Workplace hazards may involve heavy machinery, fire, chemicals or traffic. In 1970, the Occupational Health and Safety Act (OSHA) was passed with the goal of sending every worker home healthy and safe at the end of the workday. OSHA makes use of color coding to help workers identify and safely react to hazards.
Red may be the most widely recognized color for indicating hazards. OSHA regulations state that red should be used to mark the location of fire-extinguishing and protective equipment and to identify containers of flammable liquids. Barricades and temporary obstructions must be marked with red flashing lights. Red also designates emergency stop buttons, switches and bars on hazardous and heavy equipment.

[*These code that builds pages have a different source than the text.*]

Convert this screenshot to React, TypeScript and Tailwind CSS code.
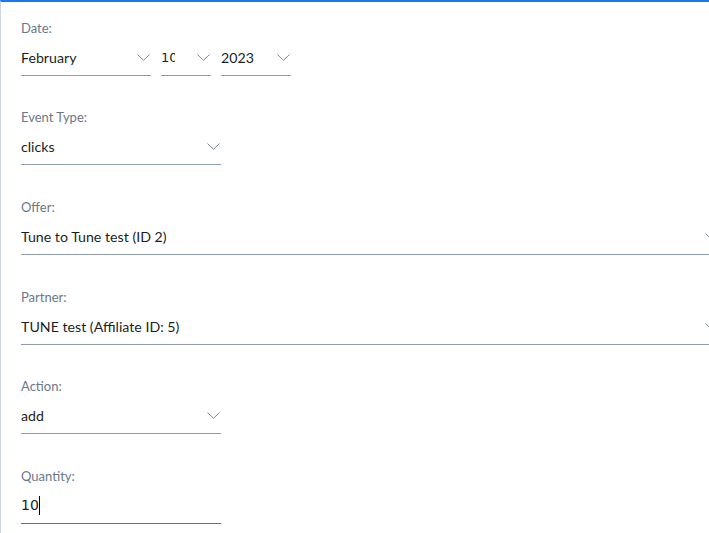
import React from 'react'

const font = { fontFamily: 'Lato, "Noto Sans", sans-serif' }

function Chevron() {
  return (
    <svg width="13" height="7" viewBox="0 0 13 7" fill="none" className="shrink-0">
      <path d="M0.5 0.5 L6.5 6.3 L12.5 0.5" stroke="#7c8898" strokeWidth="1" />
    </svg>
  )
}

function Label({ children }: { children: React.ReactNode }) {
  return <div className="text-[13px] leading-[20px] text-[#6b7789]">{children}</div>
}

function Select({ value, width, mono }: { value: string; width: string; mono?: boolean }) {
  return (
    <div className={`mt-[2px] h-[36px] ${width} shrink-0 flex items-center border-b border-[#8f9cae] pr-[1px]`}>
      <span
        className={`flex-1 min-w-0 overflow-hidden whitespace-nowrap text-[14.2px] text-[#1b1f24] ${mono ? 'mr-[22px]' : 'mr-2'}`}
        style={mono ? { fontFamily: '"DejaVu Sans", sans-serif', fontSize: '13px' } : undefined}
      >
        {value}
      </span>
      <Chevron />
    </div>
  )
}

export default function App() {
  return (
    <div className="w-[709px] h-[533px] overflow-hidden bg-white border-l border-[#cfd5dd] border-t-2 border-t-[#1877f2]" style={font}>
      <div className="pl-5 pt-4 w-[760px]">
        {/* Date */}
        <div>
          <Label>Date:</Label>
          <div className="flex gap-[10px]">
            <Select value="February" width="w-[130px]" />
            <Select value="10" width="w-[50px]" mono />
            <Select value="2023" width="w-[70px]" />
          </div>
        </div>

        {/* Event Type */}
        <div className="mt-[31px]">
          <Label>Event Type:</Label>
          <Select value="clicks" width="w-[200px]" />
        </div>

        {/* Offer */}
        <div className="mt-[32px]">
          <Label>Offer:</Label>
          <Select value="Tune to Tune test (ID 2)" width="w-[698px]" />
        </div>

        {/* Partner */}
        <div className="mt-[32px]">
          <Label>Partner:</Label>
          <Select value="TUNE test (Affiliate ID: 5)" width="w-[698px]" />
        </div>

        {/* Action */}
        <div className="mt-[31px]">
          <Label>Action:</Label>
          <Select value="add" width="w-[200px]" />
        </div>

        {/* Quantity */}
        <div className="mt-[32px]">
          <Label>Quantity:</Label>
          <div className="mt-[2px] h-[36px] w-[200px] flex items-center border-b border-[#1a7fe8]">
            <span className="text-[14px] text-[#1b1f24]" style={{ fontFamily: '"DejaVu Sans", sans-serif' }}>10</span>
            <span className="w-px h-[19px] bg-black" />
          </div>
        </div>
      </div>
    </div>
  )
}
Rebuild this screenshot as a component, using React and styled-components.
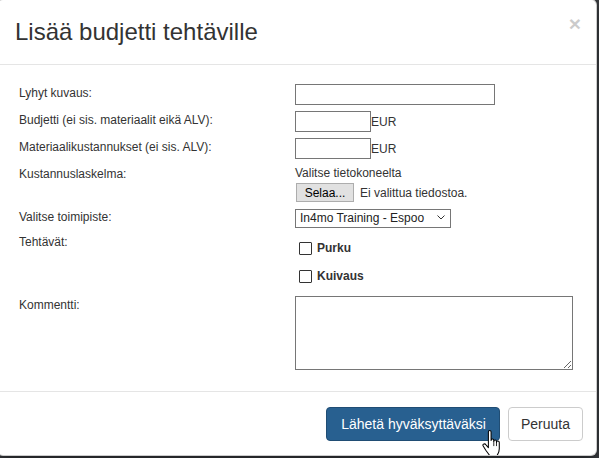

According to OSHA, yellow warns workers to proceed with caution, similar to a yield traffic sign. Yellow also designates physical hazards such as tripping and falling.
Orange indicates dangerous parts of equipment, such as areas where body parts can become caught in machinery, or swinging pieces that can hit someone in the course of operation.
OSHA dictates that equipment be marked with blue if it is in need of or currently under repair, in order to prevent further damage to the equipment or harm to the workers.
Green indicates first aid or other safety equipment that is not used in the prevention or extinguishing of fires. This equipment includes safety gear for employees working from heights and respirator masks.
Purple marks radioactive materials or equipment.